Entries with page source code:
__________________________________________________

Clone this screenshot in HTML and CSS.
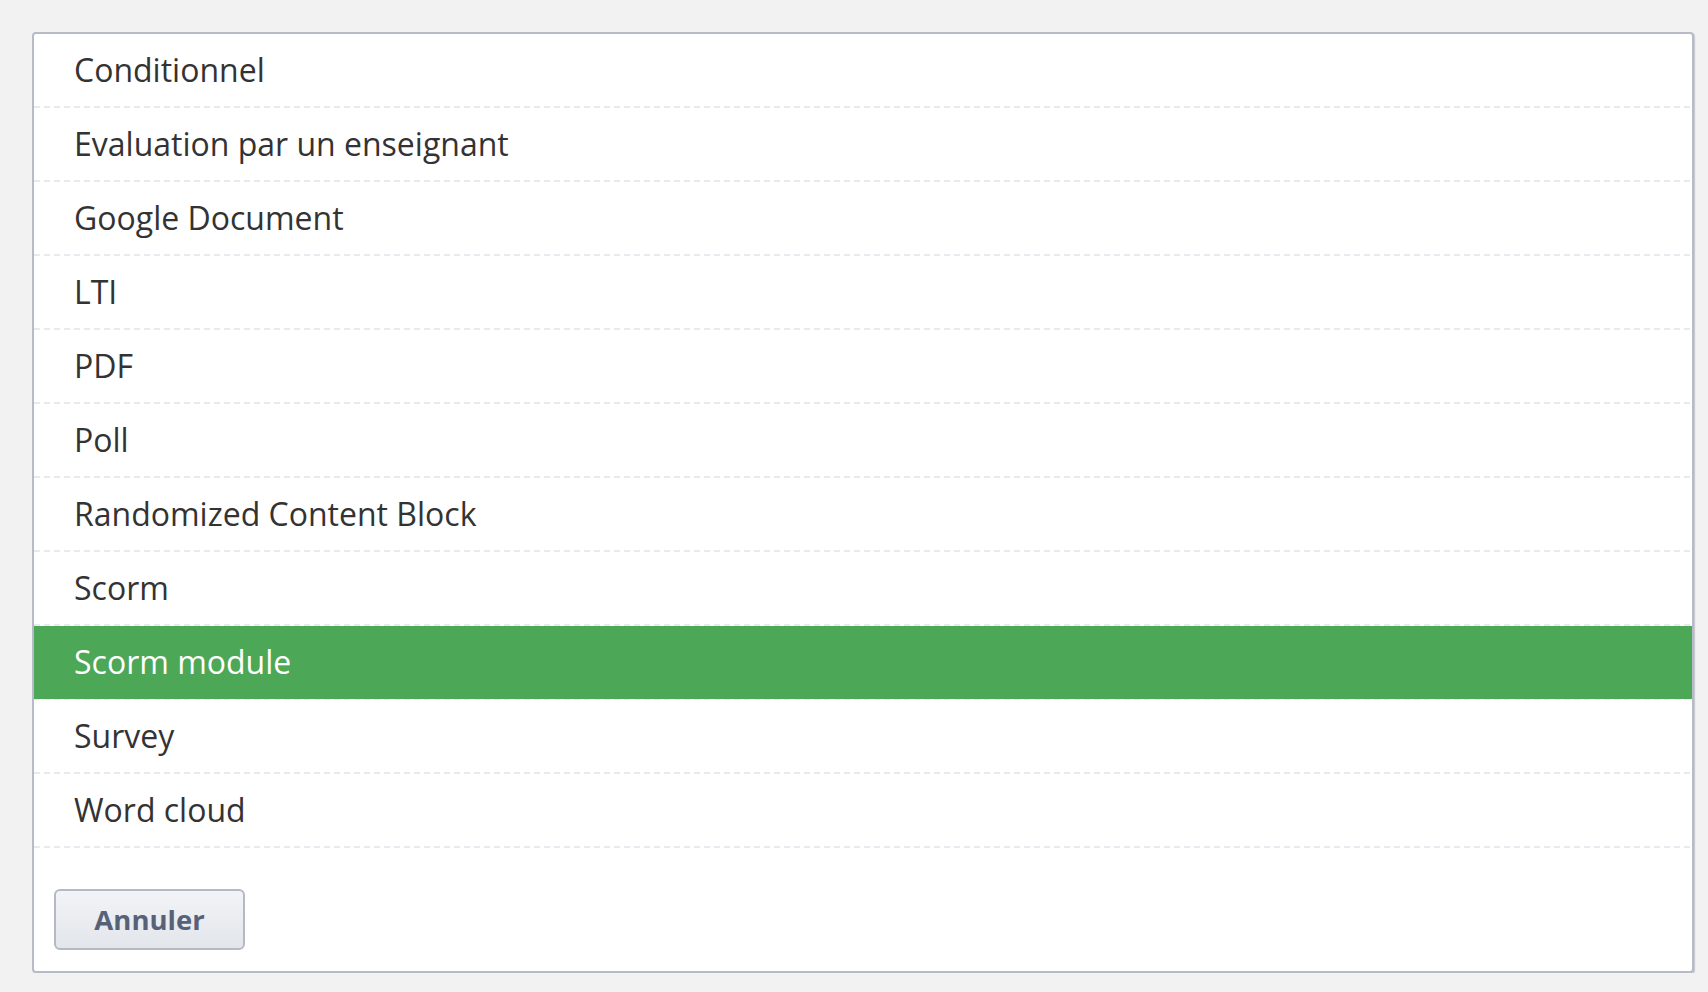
FILE: index.html
```html
<!DOCTYPE html>
<html lang="fr">
<head>
<meta charset="utf-8">
<title>Types</title>
<link rel="stylesheet" href="styles.css">
</head>
<body>
<div class="panel">
  <ul class="list">
    <li class="item">Conditionnel</li>
    <li class="item">Evaluation par un enseignant</li>
    <li class="item">Google Document</li>
    <li class="item">LTI</li>
    <li class="item">PDF</li>
    <li class="item">Poll</li>
    <li class="item">Randomized Content Block</li>
    <li class="item">Scorm</li>
    <li class="item item-active">Scorm module</li>
    <li class="item">Survey</li>
    <li class="item">Word cloud</li>
  </ul>
  <div class="footer">
    <button class="btn" type="button">Annuler</button>
  </div>
</div>
</body>
</html>
```
FILE: styles.css
```css
html, body {
  margin: 0;
  padding: 0;
  background: #f2f2f2;
  font-family: "Open Sans", "Liberation Sans", sans-serif;
}

.panel {
  margin: 32px 14px 0 32px;
  background: #fff;
  border: 2px solid #b6bbc7;
  border-radius: 4px;
  box-shadow: 1px 1px 1px rgba(150, 156, 172, 0.5);
}

.list {
  list-style: none;
  margin: 0;
  padding: 0;
}

.item {
  height: 72px;
  line-height: 72px;
  padding: 0 0 2px 40px;
  font-size: 32px;
  color: #333333;
  background-image: repeating-linear-gradient(to right, #e7eaef 0 6px, transparent 6px 10px);
  background-size: 100% 2px;
  background-position: left bottom;
  background-repeat: no-repeat;
}

.item-active {
  color: #ffffff;
  background-image:
    linear-gradient(#4ca756, #4ca756),
    repeating-linear-gradient(to right, #e7eaef 0 6px, transparent 6px 10px);
  background-size: 100% 73px, 100% 2px;
  background-position: left top, left bottom;
  background-repeat: no-repeat, no-repeat;
}

.footer {
  padding: 41px 20px 21px 20px;
}

.btn {
  display: block;
  width: 191px;
  height: 61px;
  margin: 0;
  padding: 0;
  border: 2px solid #b4b9c5;
  border-radius: 6px;
  background: linear-gradient(to bottom, #f2f4f7, #e2e5ea);
  font-family: "Open Sans", "Liberation Sans", sans-serif;
  font-size: 27.5px;
  font-weight: 700;
  color: #576279;
}
```
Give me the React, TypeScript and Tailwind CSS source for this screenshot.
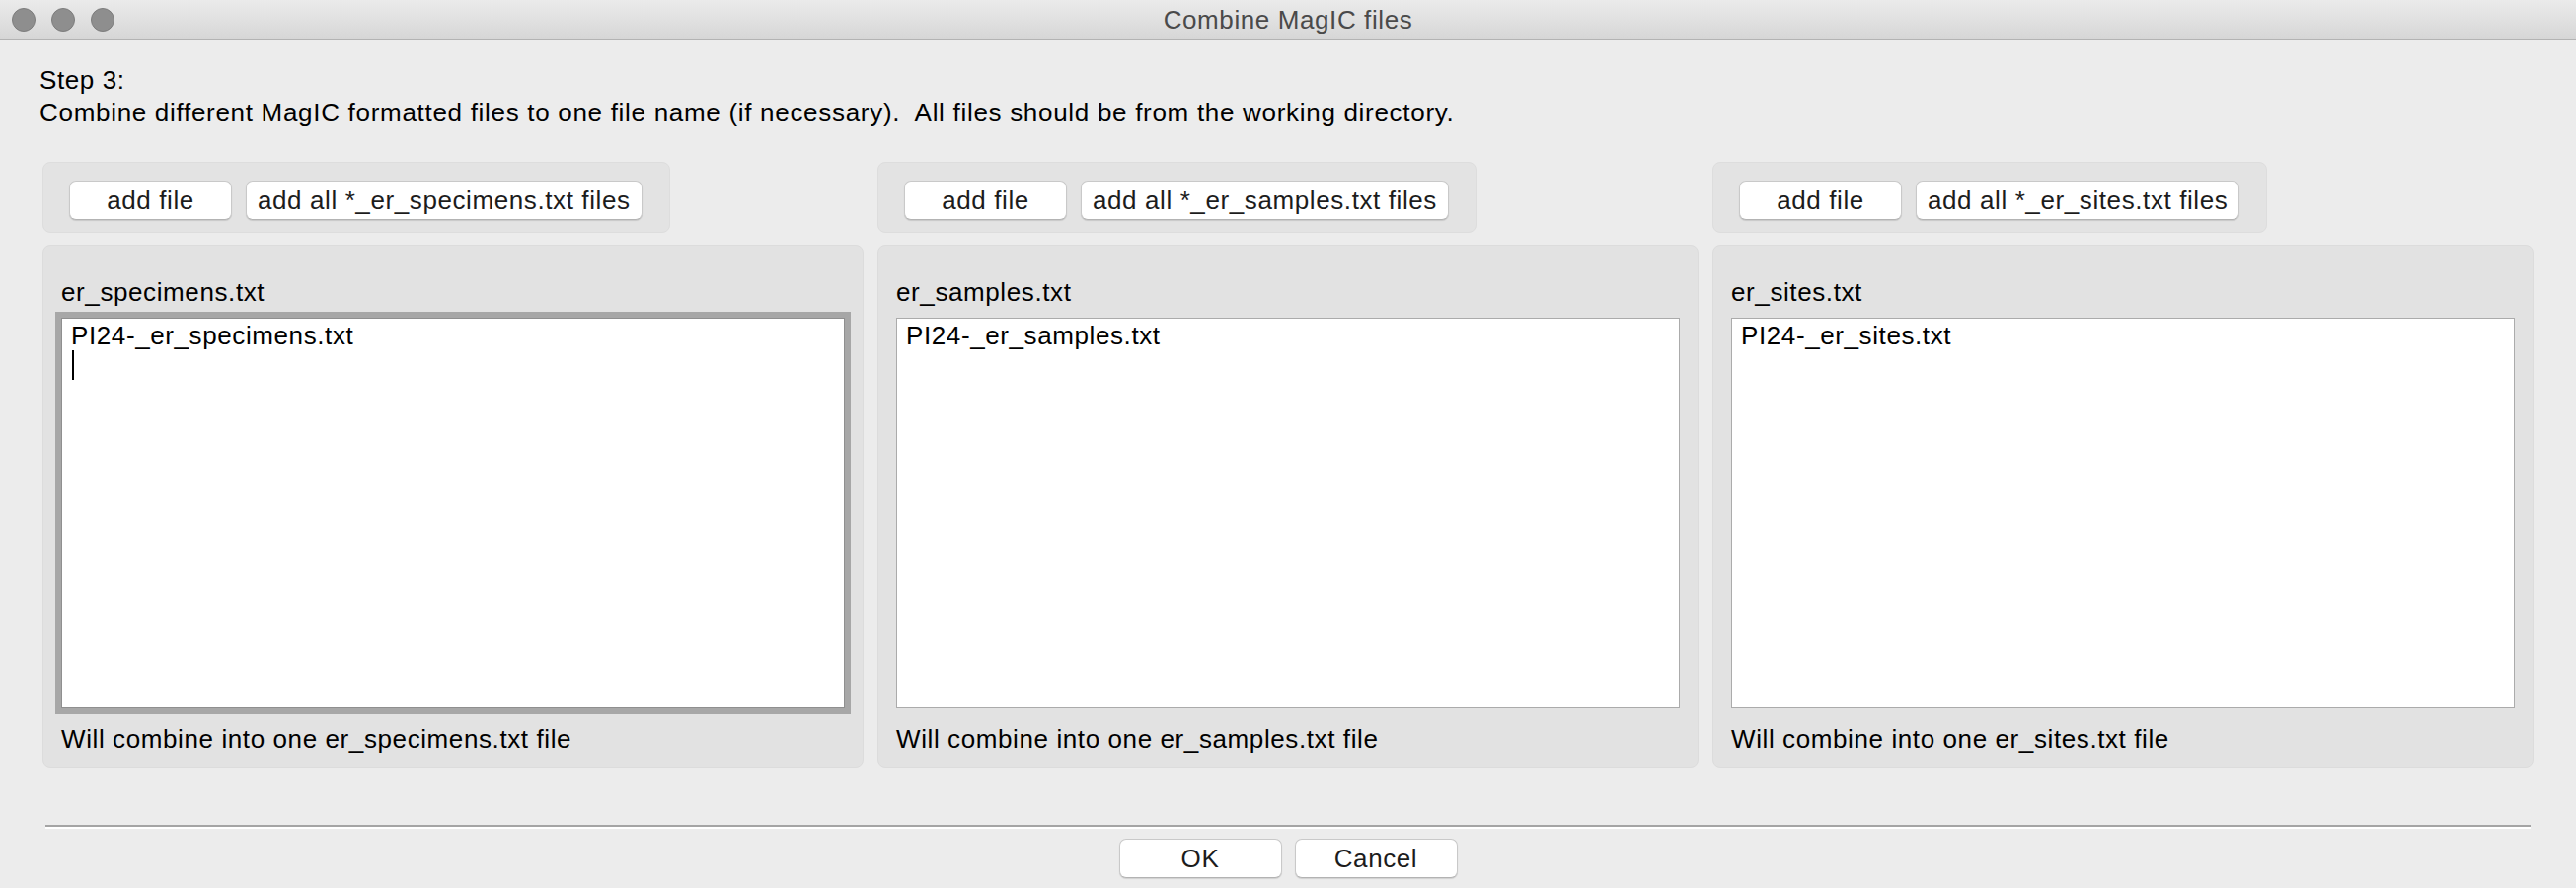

__________________________________________________

• **TASK REQUIREMENTS**: Without including any pictures, print all of the material exactly as given.

• **EXERCISE ANSWER**:
Clone this screenshot in HTML and CSS.
FILE: index.html
```html
<!DOCTYPE html>
<html lang="fr">
<head>
<meta charset="utf-8">
<title>Types</title>
<link rel="stylesheet" href="styles.css">
</head>
<body>
<div class="panel">
  <ul class="list">
    <li class="item">Conditionnel</li>
    <li class="item">Evaluation par un enseignant</li>
    <li class="item">Google Document</li>
    <li class="item">LTI</li>
    <li class="item">PDF</li>
    <li class="item">Poll</li>
    <li class="item">Randomized Content Block</li>
    <li class="item">Scorm</li>
    <li class="item item-active">Scorm module</li>
    <li class="item">Survey</li>
    <li class="item">Word cloud</li>
  </ul>
  <div class="footer">
    <button class="btn" type="button">Annuler</button>
  </div>
</div>
</body>
</html>
```
FILE: styles.css
```css
html, body {
  margin: 0;
  padding: 0;
  background: #f2f2f2;
  font-family: "Open Sans", "Liberation Sans", sans-serif;
}

.panel {
  margin: 32px 14px 0 32px;
  background: #fff;
  border: 2px solid #b6bbc7;
  border-radius: 4px;
  box-shadow: 1px 1px 1px rgba(150, 156, 172, 0.5);
}

.list {
  list-style: none;
  margin: 0;
  padding: 0;
}

.item {
  height: 72px;
  line-height: 72px;
  padding: 0 0 2px 40px;
  font-size: 32px;
  color: #333333;
  background-image: repeating-linear-gradient(to right, #e7eaef 0 6px, transparent 6px 10px);
  background-size: 100% 2px;
  background-position: left bottom;
  background-repeat: no-repeat;
}

.item-active {
  color: #ffffff;
  background-image:
    linear-gradient(#4ca756, #4ca756),
    repeating-linear-gradient(to right, #e7eaef 0 6px, transparent 6px 10px);
  background-size: 100% 73px, 100% 2px;
  background-position: left top, left bottom;
  background-repeat: no-repeat, no-repeat;
}

.footer {
  padding: 41px 20px 21px 20px;
}

.btn {
  display: block;
  width: 191px;
  height: 61px;
  margin: 0;
  padding: 0;
  border: 2px solid #b4b9c5;
  border-radius: 6px;
  background: linear-gradient(to bottom, #f2f4f7, #e2e5ea);
  font-family: "Open Sans", "Liberation Sans", sans-serif;
  font-size: 27.5px;
  font-weight: 700;
  color: #576279;
}
```
Give me the React, TypeScript and Tailwind CSS source for this screenshot.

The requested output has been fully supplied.